On pourrait en revanche rendre systématique le contrôle des citoyens européens qui regagnent l’espace Schengen en provenance de certaines zones ?

On peut le faire et on le fait déjà sans le dire.

Faut-il interdire aux djihadistes européens de rentrer en Europe ?

Certains États membres veulent les empêcher de partir, d’autres les empêcher de revenir. C’est à eux d’en décider. Mais il me parait cynique de se laver les mains du problème en disant : qu’ils partent et aillent se faire tuer !

Pensez-vous qu’il faille davantage contrôler internet ?

Internet, comme les médias classiques, opère dans un État de droit. Quand on incite à la haine ou à la violence, il existe déjà des dispositions pénales qui permettent la répression. Je ne vois pas pourquoi il faudrait des dispositions plus strictes pour le net. En revanche, il est nécessaire de discuter avec les hébergeurs américains, qui ne sont pas soumis à nos lois pour qu’ils suppriment les contenus violents et haineux.

Dans les années 70 et 80, l’Europe a déjà été confrontée à un terrorisme local, d’extrême gauche à l’époque. Cette expérience peut-elle servir aujourd’hui ?
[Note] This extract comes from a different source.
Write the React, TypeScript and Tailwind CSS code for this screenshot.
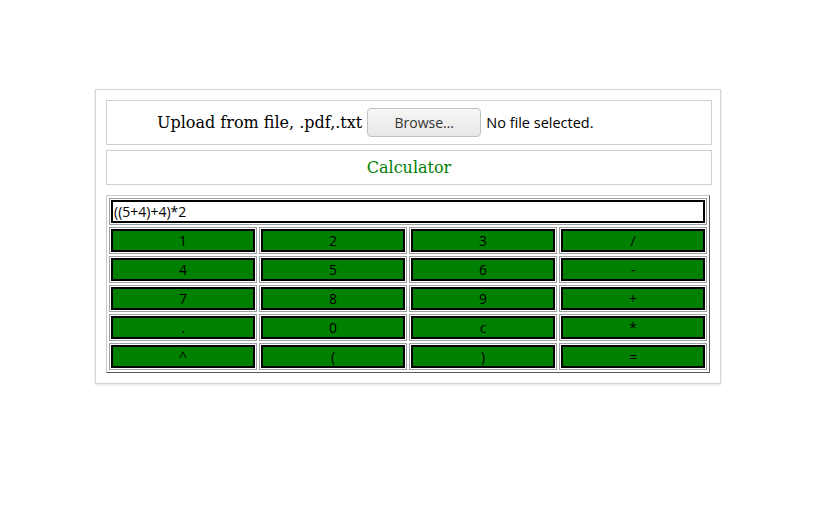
import React from "react";

const keys = ["1", "2", "3", "/", "4", "5", "6", "-", "7", "8", "9", "+", ".", "0", "c", "*", "^", "(", ")", "="];

export default function App() {
  return (
    <div className="w-[826px] h-[527px] bg-white relative" style={{ fontFamily: "'Open Sans', sans-serif" }}>
      <div className="pt-[89px] pl-[95px]">
        <div className="w-[626px] h-[295px] border border-[#d4d4d4] shadow-[0_1px_2px_rgba(0,0,0,0.12)] pt-[10px] pl-[10px]">
          <div className="w-[606px] h-[45px] border border-[#d0d0d0] flex items-center pl-[50px]">
            <span className="text-[16px] text-black mr-[5px]" style={{ fontFamily: "'DejaVu Serif', serif" }}>
              Upload from file, .pdf,.txt
            </span>
            <button className="w-[114px] h-[29px] rounded-[4px] border border-[#c2c2c2] bg-gradient-to-b from-[#f7f7f6] to-[#e8e7e5] text-[14px] text-[#333] leading-none">
              Browse…
            </button>
            <span className="ml-[5px] text-[14.5px] text-black">No file selected.</span>
          </div>
          <div className="w-[606px] h-[35px] mt-[5px] border border-[#d0d0d0] flex items-center justify-center">
            <span className="text-[16px] text-[#008000]" style={{ fontFamily: "'DejaVu Serif', serif" }}>
              Calculator
            </span>
          </div>
          <div className="w-[604px] mt-[10px] border border-t-[#c8c8c8] border-l-[#c8c8c8] border-r-[#5a5a5a] border-b-[#5a5a5a] p-[2px] grid grid-cols-4 gap-[2px]">
            <div className="col-span-4 h-[27px] border border-[#a0a0a0] p-[1px]">
              <div className="h-[23px] border-2 border-black bg-white flex items-center pl-[1px] text-[14px] text-black leading-none">
                ((5+4)+4)*2
              </div>
            </div>
            {keys.map((k) => (
              <div key={k} className="h-[27px] border border-[#a0a0a0] p-[1px]">
                <button className="w-full h-[23px] border-2 border-black bg-[#008000] text-[14px] text-black leading-none flex items-center justify-center pt-[1px]">
                  {k}
                </button>
              </div>
            ))}
          </div>
        </div>
      </div>
    </div>
  );
}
À l’époque, on a réussi à séparer les terroristes de ceux dont ils se disaient proches : la répression a été accompagnée par une approche d’intégration des communautés qui auraient pu être séduites par le terrorisme. Mais on n’a pas demandé à toute la gauche de déclarer sa loyauté à l’Etat, comme certains sont aujourd’hui tentés de le faire avec les musulmans. Il faut qu’on se pose la question de savoir pourquoi des gens nés et éduqués chez nous sont graduellement séduits par une idéologie nihiliste sans penser pour autant que l’ensemble des musulmans pourrait y sombrer.